GOAL: Write out the listing, please, but only from its first line through the line containing "['Data', 'Edit', 'Settings', 'Frames', 'Language', 'Other']", exactly as given and without pictures.

RAW DATA:

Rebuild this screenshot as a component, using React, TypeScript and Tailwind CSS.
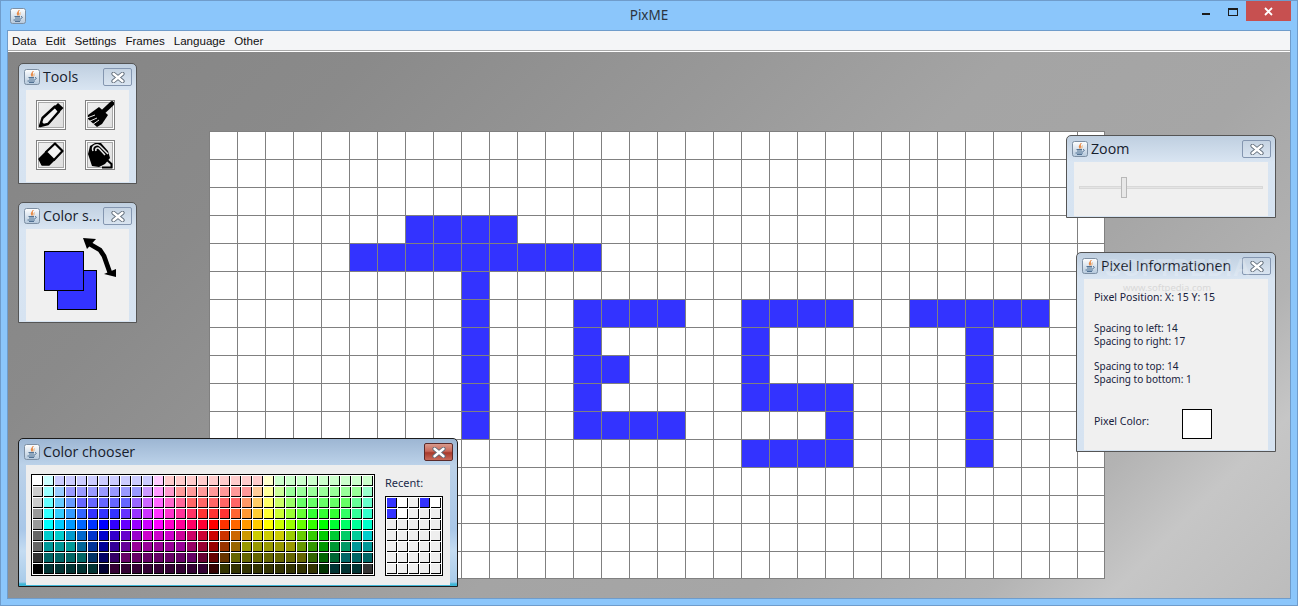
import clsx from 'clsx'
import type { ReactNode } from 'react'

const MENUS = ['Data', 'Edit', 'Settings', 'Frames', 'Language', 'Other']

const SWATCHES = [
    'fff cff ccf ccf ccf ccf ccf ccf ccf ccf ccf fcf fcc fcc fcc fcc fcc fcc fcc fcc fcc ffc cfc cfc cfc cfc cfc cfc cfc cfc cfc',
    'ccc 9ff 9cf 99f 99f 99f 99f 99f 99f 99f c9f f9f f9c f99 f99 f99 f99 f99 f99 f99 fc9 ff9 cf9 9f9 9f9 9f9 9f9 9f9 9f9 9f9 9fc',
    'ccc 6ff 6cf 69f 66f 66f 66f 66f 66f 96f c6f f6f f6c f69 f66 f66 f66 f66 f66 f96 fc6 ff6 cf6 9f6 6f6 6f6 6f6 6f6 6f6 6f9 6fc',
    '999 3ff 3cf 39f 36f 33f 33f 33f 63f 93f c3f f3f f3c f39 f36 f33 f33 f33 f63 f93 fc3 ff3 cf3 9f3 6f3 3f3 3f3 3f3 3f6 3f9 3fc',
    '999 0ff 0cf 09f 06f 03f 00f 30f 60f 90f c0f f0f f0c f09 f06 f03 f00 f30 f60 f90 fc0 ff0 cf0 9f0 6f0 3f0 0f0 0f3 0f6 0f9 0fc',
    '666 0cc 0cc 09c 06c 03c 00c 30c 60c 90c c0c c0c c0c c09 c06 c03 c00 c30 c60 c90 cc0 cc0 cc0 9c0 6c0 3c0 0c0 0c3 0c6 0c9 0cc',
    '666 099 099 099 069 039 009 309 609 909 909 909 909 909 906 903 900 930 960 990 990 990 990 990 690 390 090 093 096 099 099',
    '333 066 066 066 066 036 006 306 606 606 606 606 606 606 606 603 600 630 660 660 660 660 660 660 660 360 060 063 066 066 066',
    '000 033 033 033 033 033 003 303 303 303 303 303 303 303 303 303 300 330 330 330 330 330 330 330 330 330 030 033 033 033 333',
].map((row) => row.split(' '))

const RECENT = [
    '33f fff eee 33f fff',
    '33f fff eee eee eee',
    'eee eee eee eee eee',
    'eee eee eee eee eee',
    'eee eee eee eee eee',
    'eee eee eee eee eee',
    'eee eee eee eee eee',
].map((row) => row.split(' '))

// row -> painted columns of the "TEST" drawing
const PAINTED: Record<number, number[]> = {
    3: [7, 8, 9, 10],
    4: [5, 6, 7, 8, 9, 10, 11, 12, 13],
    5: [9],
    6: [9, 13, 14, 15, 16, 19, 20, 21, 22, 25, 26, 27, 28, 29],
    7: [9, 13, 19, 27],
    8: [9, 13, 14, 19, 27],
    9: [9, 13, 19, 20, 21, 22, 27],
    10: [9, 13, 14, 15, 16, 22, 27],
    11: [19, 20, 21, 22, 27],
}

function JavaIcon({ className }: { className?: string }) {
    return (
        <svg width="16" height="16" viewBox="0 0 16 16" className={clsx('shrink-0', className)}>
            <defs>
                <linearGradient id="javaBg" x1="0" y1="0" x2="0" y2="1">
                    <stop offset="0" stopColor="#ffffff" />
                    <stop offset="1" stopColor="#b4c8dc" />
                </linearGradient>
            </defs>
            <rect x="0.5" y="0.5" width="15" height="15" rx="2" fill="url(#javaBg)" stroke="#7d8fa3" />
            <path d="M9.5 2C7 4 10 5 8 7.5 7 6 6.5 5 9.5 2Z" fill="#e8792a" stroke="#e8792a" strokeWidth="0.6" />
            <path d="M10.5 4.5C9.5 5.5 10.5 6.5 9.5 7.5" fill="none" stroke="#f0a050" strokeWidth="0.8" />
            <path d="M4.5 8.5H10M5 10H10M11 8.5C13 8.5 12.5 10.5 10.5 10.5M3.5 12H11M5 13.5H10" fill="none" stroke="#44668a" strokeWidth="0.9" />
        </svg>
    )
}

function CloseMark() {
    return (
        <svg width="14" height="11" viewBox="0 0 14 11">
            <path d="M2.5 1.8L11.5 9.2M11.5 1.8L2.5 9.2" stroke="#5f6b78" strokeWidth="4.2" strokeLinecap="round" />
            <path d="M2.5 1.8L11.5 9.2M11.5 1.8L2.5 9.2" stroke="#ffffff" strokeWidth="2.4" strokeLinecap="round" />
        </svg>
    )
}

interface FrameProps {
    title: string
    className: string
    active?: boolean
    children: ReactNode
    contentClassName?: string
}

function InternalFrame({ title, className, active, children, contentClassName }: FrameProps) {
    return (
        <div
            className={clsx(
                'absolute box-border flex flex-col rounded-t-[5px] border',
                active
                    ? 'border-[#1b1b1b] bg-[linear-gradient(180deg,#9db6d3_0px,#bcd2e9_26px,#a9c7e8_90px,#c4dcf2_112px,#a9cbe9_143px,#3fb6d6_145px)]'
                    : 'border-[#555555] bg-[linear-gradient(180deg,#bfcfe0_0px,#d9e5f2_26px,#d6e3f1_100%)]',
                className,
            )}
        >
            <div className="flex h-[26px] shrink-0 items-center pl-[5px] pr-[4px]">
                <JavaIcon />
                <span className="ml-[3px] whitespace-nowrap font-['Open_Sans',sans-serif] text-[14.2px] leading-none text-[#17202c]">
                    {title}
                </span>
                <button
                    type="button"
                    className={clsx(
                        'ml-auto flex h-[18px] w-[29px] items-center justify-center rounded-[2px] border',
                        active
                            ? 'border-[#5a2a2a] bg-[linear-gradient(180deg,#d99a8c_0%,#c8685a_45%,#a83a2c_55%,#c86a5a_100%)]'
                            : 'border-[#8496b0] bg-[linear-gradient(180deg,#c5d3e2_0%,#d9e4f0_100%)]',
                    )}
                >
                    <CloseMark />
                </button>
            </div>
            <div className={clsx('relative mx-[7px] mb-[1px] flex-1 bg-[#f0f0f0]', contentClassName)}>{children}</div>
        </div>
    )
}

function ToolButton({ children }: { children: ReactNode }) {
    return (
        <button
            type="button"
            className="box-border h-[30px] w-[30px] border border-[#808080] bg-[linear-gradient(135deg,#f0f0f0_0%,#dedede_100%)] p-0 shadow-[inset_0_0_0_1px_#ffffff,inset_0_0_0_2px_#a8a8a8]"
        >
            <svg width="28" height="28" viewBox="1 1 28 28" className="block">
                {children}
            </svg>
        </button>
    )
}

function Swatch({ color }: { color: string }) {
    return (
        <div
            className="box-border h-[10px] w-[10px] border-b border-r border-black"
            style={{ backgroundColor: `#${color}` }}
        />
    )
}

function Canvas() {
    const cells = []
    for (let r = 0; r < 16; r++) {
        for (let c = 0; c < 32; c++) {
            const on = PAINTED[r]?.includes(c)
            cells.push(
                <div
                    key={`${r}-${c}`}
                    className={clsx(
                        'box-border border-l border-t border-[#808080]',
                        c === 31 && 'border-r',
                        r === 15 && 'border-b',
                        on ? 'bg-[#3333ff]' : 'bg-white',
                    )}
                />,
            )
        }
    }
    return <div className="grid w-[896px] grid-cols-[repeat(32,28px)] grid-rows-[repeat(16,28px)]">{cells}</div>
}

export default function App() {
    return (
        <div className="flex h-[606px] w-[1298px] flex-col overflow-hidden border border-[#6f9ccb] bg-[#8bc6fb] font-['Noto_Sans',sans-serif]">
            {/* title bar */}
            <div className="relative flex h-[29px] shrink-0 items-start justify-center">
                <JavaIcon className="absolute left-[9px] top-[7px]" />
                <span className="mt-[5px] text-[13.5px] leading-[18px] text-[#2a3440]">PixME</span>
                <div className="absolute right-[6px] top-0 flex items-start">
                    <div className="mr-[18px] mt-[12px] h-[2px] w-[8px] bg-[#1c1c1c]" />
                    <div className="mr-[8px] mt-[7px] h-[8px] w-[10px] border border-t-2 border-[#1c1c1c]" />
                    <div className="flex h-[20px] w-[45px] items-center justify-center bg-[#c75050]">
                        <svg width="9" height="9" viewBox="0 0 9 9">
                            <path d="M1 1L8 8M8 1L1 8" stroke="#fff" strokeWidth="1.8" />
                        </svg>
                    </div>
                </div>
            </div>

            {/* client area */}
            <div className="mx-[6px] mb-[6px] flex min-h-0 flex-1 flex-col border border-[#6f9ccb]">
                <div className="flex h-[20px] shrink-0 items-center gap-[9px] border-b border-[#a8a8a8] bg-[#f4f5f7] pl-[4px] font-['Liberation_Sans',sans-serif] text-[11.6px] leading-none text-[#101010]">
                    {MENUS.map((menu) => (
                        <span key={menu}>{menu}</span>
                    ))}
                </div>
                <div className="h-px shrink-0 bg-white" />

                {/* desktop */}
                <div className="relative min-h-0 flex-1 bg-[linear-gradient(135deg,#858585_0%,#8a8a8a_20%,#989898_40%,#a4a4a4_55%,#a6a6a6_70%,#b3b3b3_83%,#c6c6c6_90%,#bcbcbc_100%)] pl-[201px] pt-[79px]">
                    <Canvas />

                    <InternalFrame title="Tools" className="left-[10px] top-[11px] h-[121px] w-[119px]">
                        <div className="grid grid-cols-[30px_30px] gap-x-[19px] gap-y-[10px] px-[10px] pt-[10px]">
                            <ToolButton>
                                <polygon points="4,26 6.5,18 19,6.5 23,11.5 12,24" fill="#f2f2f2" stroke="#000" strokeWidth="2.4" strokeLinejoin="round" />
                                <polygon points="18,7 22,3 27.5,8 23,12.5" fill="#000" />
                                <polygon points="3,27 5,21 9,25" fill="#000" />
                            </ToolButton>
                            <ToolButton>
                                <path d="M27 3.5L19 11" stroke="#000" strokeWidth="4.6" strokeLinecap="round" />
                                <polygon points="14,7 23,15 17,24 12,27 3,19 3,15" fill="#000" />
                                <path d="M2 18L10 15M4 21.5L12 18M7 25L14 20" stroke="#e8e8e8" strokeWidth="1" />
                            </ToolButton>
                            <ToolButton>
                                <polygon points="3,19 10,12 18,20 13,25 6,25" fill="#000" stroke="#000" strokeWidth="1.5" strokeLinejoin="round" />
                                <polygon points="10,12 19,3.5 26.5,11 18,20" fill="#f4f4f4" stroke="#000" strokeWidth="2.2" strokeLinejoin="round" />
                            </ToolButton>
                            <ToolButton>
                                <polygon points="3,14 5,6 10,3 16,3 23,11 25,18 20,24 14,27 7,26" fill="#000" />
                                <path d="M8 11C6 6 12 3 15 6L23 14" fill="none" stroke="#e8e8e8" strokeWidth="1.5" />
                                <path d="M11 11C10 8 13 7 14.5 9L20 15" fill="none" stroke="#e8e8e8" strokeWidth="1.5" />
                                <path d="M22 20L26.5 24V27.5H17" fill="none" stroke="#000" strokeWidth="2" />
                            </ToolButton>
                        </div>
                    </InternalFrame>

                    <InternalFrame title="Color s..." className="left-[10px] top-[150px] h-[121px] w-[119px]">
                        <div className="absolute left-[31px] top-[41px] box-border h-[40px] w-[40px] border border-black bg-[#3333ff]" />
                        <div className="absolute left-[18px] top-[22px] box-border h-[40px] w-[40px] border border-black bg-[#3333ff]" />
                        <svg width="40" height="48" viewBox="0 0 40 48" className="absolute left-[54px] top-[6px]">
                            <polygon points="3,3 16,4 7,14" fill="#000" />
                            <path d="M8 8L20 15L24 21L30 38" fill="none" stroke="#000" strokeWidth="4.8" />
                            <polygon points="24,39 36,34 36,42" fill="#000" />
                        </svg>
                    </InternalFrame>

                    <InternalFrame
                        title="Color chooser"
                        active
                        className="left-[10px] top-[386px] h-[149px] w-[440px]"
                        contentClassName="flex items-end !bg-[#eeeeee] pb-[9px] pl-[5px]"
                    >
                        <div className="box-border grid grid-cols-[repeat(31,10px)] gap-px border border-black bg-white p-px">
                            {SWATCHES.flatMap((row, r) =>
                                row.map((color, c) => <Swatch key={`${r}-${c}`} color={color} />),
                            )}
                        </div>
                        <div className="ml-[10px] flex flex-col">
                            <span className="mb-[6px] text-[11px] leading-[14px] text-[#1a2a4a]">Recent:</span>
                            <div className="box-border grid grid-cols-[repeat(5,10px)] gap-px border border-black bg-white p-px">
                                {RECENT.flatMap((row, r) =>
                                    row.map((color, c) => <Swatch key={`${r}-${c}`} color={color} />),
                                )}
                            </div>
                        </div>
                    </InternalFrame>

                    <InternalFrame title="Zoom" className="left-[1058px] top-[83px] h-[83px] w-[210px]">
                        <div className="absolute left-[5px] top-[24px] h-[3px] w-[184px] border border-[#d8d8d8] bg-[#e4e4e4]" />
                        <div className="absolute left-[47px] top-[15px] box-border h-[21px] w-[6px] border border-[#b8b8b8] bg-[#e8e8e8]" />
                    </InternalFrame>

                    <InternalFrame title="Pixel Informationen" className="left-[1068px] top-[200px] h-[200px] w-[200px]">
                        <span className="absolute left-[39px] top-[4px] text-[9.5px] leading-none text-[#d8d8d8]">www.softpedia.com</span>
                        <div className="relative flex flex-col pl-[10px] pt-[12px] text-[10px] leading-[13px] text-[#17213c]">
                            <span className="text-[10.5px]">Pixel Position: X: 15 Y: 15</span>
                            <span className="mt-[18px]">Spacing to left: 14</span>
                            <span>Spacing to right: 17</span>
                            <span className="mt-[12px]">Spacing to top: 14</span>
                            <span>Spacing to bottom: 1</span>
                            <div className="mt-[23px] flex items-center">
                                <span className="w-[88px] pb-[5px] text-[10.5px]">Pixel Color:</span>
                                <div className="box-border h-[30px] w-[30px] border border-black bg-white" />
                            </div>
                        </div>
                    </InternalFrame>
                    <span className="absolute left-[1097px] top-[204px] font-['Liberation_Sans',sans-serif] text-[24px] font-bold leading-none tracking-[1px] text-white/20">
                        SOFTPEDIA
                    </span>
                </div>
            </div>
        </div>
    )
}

EXPECTED ANSWER:
Rebuild this screenshot as a component, using React, TypeScript and Tailwind CSS.
import clsx from 'clsx'
import type { ReactNode } from 'react'

const MENUS = ['Data', 'Edit', 'Settings', 'Frames', 'Language', 'Other']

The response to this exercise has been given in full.